Since Saturday, September 27th, hundreds of thousands of protestors have taken to the streets of Hong Kong calling for free elections and political reform.
The large-scale demonstrations have affected four major urban centers, Admiralty and Causeway Bay on Hong Kong Island and Tsim Sha Tsui and Mong Kok in Kowloon.
And while the protests are mostly peaceful, there have been dozens of injuries and arrests, as well as a widely-reported tear gas incident in the most occupied district, Admiralty, a section of Hong Kong that houses local government headquarters, business offices and shopping centers.
In Admiralty (where most media images, including ours, originate) one major thoroughfare is still cordoned off, affecting local merchants and road traffic.
Due to business losses, demonstrator demands, school closures, past scuffles and police action, the standoff can appear tense at times.
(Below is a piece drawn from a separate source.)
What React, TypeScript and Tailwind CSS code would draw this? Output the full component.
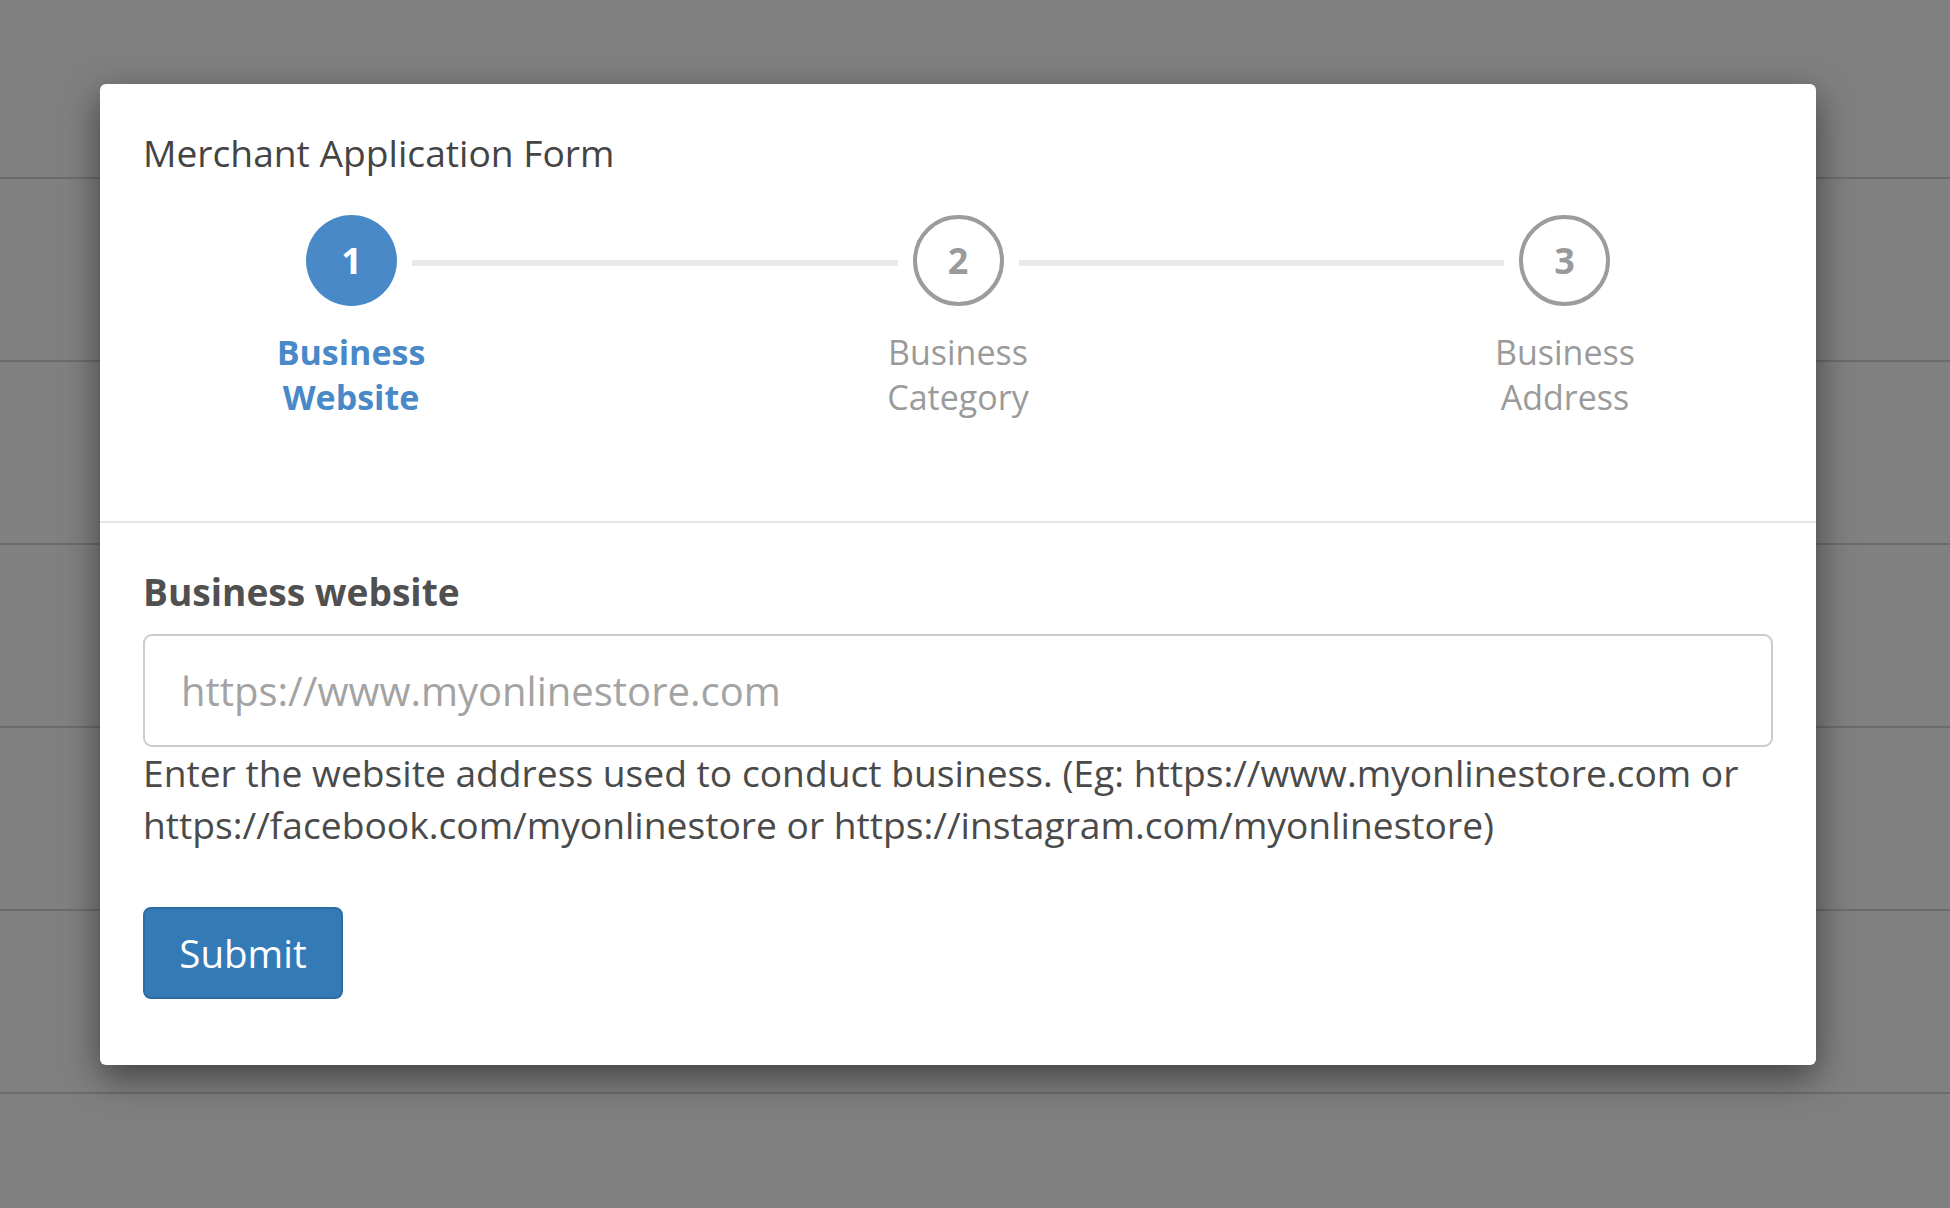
import React from "react";

const rows = [179, 183, 183, 183, 183, 183];

function StepCircle({ n, active }: { n: number; active?: boolean }) {
  return active ? (
    <div className="w-[91px] h-[91px] shrink-0 rounded-full bg-[#4a89c8] flex items-center justify-center text-white font-bold text-[36px] leading-none">
      {n}
    </div>
  ) : (
    <div className="w-[91px] h-[91px] shrink-0 rounded-full border-[4.5px] border-[#9c9c9c] bg-white flex items-center justify-center text-[#9a9a9a] font-bold text-[36px] leading-none">
      {n}
    </div>
  );
}

export default function App() {
  return (
    <div
      className="relative w-[1950px] h-[1208px] overflow-hidden bg-[#808080]"
      style={{ fontFamily: '"Open Sans", "Noto Sans", sans-serif' }}
    >
      {/* background table rows behind backdrop */}
      <div className="flex flex-col">
        {rows.map((h, i) => (
          <div
            key={i}
            className={`border-b-2 border-[#6c6c6c] ${i === 0 ? "h-[179px]" : "h-[183px]"}`}
          />
        ))}
      </div>

      {/* modal */}
      <div className="absolute left-[100px] top-[84px] w-[1716px] bg-white rounded-[6px] shadow-[0_12px_36px_rgba(0,0,0,0.5)]">
        {/* header */}
        <div className="px-[43px] pt-[43px] pb-[101px] border-b-2 border-[#e5e5e5]">
          <div className="text-[37.2px] leading-[51px] text-[#444444]">Merchant Application Form</div>

          <div className="mt-[37px] flex items-start px-[163px]">
            <StepCircle n={1} active />
            <div className="flex-1 mx-[15px] mt-[45px] h-[6px] bg-[#e9e9e9]" />
            <StepCircle n={2} />
            <div className="flex-1 mx-[15px] mt-[45px] h-[6px] bg-[#e9e9e9]" />
            <StepCircle n={3} />
          </div>

          <div className="mt-[24px] flex justify-between">
            <div className="w-[416px] text-center text-[34px] leading-[45px] font-bold text-[#4a89c8]">
              Business
              <br />
              Website
            </div>
            <div className="w-[416px] text-center text-[34px] leading-[45px] text-[#9a9a9a]">
              Business
              <br />
              Category
            </div>
            <div className="w-[416px] text-center text-[34px] leading-[45px] text-[#9a9a9a]">
              Business
              <br />
              Address
            </div>
          </div>
        </div>

        {/* body */}
        <div className="px-[43px] pt-[42px] pb-[66px]">
          <div className="text-[37.1px] leading-[54px] font-bold text-[#505050]">Business website</div>
          <div className="mt-[15px] h-[113px] rounded-[9px] border-2 border-[#cccccc] flex items-center pl-[36px]">
            <span className="text-[40px] text-[#a3a3a3] leading-none">https://www.myonlinestore.com</span>
          </div>
          <div className="text-[37.2px] leading-[52px] text-[#4a4a4a]">
            Enter the website address used to conduct business. (Eg: https://www.myonlinestore.com or
            <br />
            https://facebook.com/myonlinestore or https://instagram.com/myonlinestore)
          </div>
          <button className="mt-[56px] w-[200px] h-[92px] rounded-[8px] bg-[#337ab7] border-2 border-[#2e6da4] text-white text-[38.5px] leading-none flex items-center justify-center">
            Submit
          </button>
        </div>
      </div>
    </div>
  );
}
If you’re visiting Hong Kong, or interested in the daily developments, here’s what you need to know about the protest, now dubbed the Umbrella Revolution.
1. Briefly, what is the Umbrella Revolution all about? Why is it called the Umbrella Revolution?
In short, the “Umbrella Revolution” refers to Hong Kong’s mass protest against proposed controversial measures for the election of the city’s Chief Executive in 2017.
At the beginning of the demonstration, protestors were seen using umbrellas to defend themselves against advancing police who tried to disperse the crowd and restore order with the use of tear gas and pepper spray.
But the group didn’t waver, and demanded not only the revocation of the 2017 proposals but also the resignation of the current Chief Executive. The media has since described the mass movement as the “Umbrella Revolution”.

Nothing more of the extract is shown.